If they don’t make any moves though? Oh, we’ll just add a random AHL defenceman. The Marlies are so good, man.
Also, why we’re at it, why Fredrik Andersen won’t shit a chicken in a Game 7 again. If he has a major dip in the regular season would the Leafs think about going to get someone else?
– Similar to the Jake Gardiner split, a lot of people decided to stake their reputations on Freddie (we call him Freddie because it makes him sound more Canadian) being very slightly above average last year while taking more shots than Ed Belfour before he tries to bribe a cop with a billion dollars. A lot of people are going to hope that the answer to question one will help out here in question two, but I have very little faith. The brain boys in charge seem to be all hyped up on blog posts that explain to rubes “Puck possession is all that matters and goaltending is unpredictable, no we aren’t just saying that because it is hard to quantify”, but count me in the camp with basically no faith in the goaltending. They just let two reasonably okay backups go on waivers (Wow, the whole league wants to gobble up players that couldn’t crack this roster, what a blessing to have so much talent) so I think the powers that be have more faith – way too much faith – in him than I do. It will end in tears, especially when the same problems are lingering on the blue line and crease come deadline time and all that ends up happening is a deal for a 4th line centre.

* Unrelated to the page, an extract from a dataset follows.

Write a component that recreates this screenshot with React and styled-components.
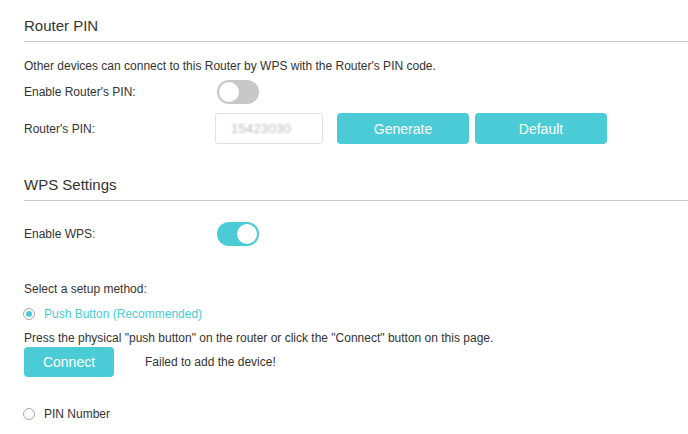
import React from "react";
import styled, { createGlobalStyle } from "styled-components";

const Global = createGlobalStyle`
  html, body { margin: 0; padding: 0; background: #fff; }
  body { font-family: "Liberation Sans", Arial, sans-serif; color: #333; }
`;

const Page = styled.div`
  padding-left: 24px;
  width: 664px;
  height: 434px;
  overflow: hidden;
`;

const SectionTitle = styled.div`
  margin-top: ${(p) => p.$top}px;
  font-size: 15px;
  line-height: 20px;
  color: #333;
  padding-bottom: 5px;
  border-bottom: 1px solid #cccccc;
`;

const Text = styled.div`
  font-size: 12px;
  line-height: 16px;
  margin-top: ${(p) => p.$top || 0}px;
  color: #333;
`;

const Row = styled.div`
  display: flex;
  align-items: center;
  margin-top: ${(p) => p.$top || 0}px;
  height: ${(p) => p.$h}px;
`;

const Label = styled.div`
  width: 191px;
  font-size: 12px;
  color: #333;
  flex: none;
`;

const Toggle = styled.div`
  width: 42px;
  height: 24px;
  border-radius: 12px;
  margin-left: 2px;
  background: ${(p) => (p.$on ? "#4acbd6" : "#c8c8c8")};
  position: relative;
  box-sizing: border-box;
  &::after {
    content: "";
    position: absolute;
    top: 2px;
    left: ${(p) => (p.$on ? "20px" : "2px")};
    width: 20px;
    height: 20px;
    border-radius: 50%;
    background: #fff;
  }
`;

const PinBox = styled.div`
  width: 108px;
  height: 31px;
  box-sizing: border-box;
  border: 1px solid #e2e2e2;
  border-radius: 3px;
  display: flex;
  align-items: center;
  padding-left: 15px;
`;

const Blurred = styled.span`
  font-size: 13px;
  color: #b8b8b8;
  filter: blur(1.1px);
  letter-spacing: 0.3px;
`;

const Button = styled.button`
  width: ${(p) => p.$w}px;
  height: ${(p) => p.$h}px;
  margin-left: ${(p) => p.$ml || 0}px;
  border: none;
  border-radius: 4px;
  background: #4acbd6;
  color: #fff;
  font-family: "Liberation Sans", Arial, sans-serif;
  font-size: 14px;
  padding: 0;
  cursor: pointer;
`;

const RadioRow = styled.div`
  display: flex;
  align-items: center;
  height: 16px;
  margin-top: ${(p) => p.$top}px;
  font-size: 12px;
  color: ${(p) => (p.$checked ? "#4acbd6" : "#333")};
`;

const RadioDot = styled.span`
  width: 12px;
  height: 12px;
  box-sizing: border-box;
  border-radius: 50%;
  border: 1px solid #a8a8a8;
  margin-left: -1px;
  margin-right: 9px;
  display: inline-flex;
  align-items: center;
  justify-content: center;
  &::after {
    content: "";
    width: 6px;
    height: 6px;
    border-radius: 50%;
    background: ${(p) => (p.$checked ? "#4acbd6" : "transparent")};
  }
`;

const Message = styled.span`
  font-size: 12px;
  color: #333;
  margin-left: 31px;
`;

export default function App() {
  return (
    <>
      <Global />
      <Page>
        <SectionTitle $top={16}>Router PIN</SectionTitle>
        <Text $top={16}>
          Other devices can connect to this Router by WPS with the Router's PIN code.
        </Text>
        <Row $top={6} $h={24}>
          <Label>Enable Router's PIN:</Label>
          <Toggle />
        </Row>
        <Row $top={9} $h={31}>
          <Label>Router's PIN:</Label>
          <PinBox>
            <Blurred>15423030</Blurred>
          </PinBox>
          <Button $w={132} $h={31} $ml={14}>Generate</Button>
          <Button $w={132} $h={31} $ml={6}>Default</Button>
        </Row>
        <SectionTitle $top={31}>WPS Settings</SectionTitle>
        <Row $top={21} $h={24}>
          <Label>Enable WPS:</Label>
          <Toggle $on />
        </Row>
        <Text $top={35}>Select a setup method:</Text>
        <RadioRow $top={9} $checked>
          <RadioDot $checked />
          Push Button (Recommended)
        </RadioRow>
        <Text $top={8}>
          Press the physical "push button" on the router or click the "Connect" button on this page.
        </Text>
        <Row $top={1} $h={30}>
          <Button $w={90} $h={30}>Connect</Button>
          <Message>Failed to add the device!</Message>
        </Row>
        <RadioRow $top={29}>
          <RadioDot />
          PIN Number
        </RadioRow>
      </Page>
    </>
  );
}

Backup goalie Garrett Sparks (with a name like a YouTube star) cried the first time he played a game here because he’s a local, so expect his leash to be longer than you would think from the average backup.
Are the problems between Auston Matthews and Mike Babcock real? Will Babs finally take off the tire chains for a team with this much firepower?
– Much like Roman Polak, the first thing noted NJPW weeb Kyle Dubas had to do with the forward group is take away Babs’ toys and force him to not play absolute plugs like Matt Martin and Leo Komarov for half the game. I think the 5-on-5 lines will remain a mix of things like “Tyler Ennis and Zach Hyman on lines with the two best players” but the powerplay units should be as legit as they come. Failing to be a top powerplay team this year would be an unanswerable failure.
More than one person that is closer than I am to the team has whispered that most of the young guys just sort of roll their eyes at Babcock, but does anyone under 25 in the NHL really like their coach? Dubas is letting them grow beards and wear whatever number they want, so the hope is that having a “successful older cousin that talks to you about emo at Thanksgiving and tags you in memes on instagram” type matters to them more than the military dad that yells at you in the car on the way home from your games.
How does this whole William Nylander thing end?
Baldness. And I think Dreamboat Willie will end up around $7M x 6 or so, but it won’t happen for another few weeks. Also, William is starting to lose the wings of his hair first, so he will keep it long so people don’t see how thin his hair is getting. It will be buzzed / shaved before whatever contract he signs is over.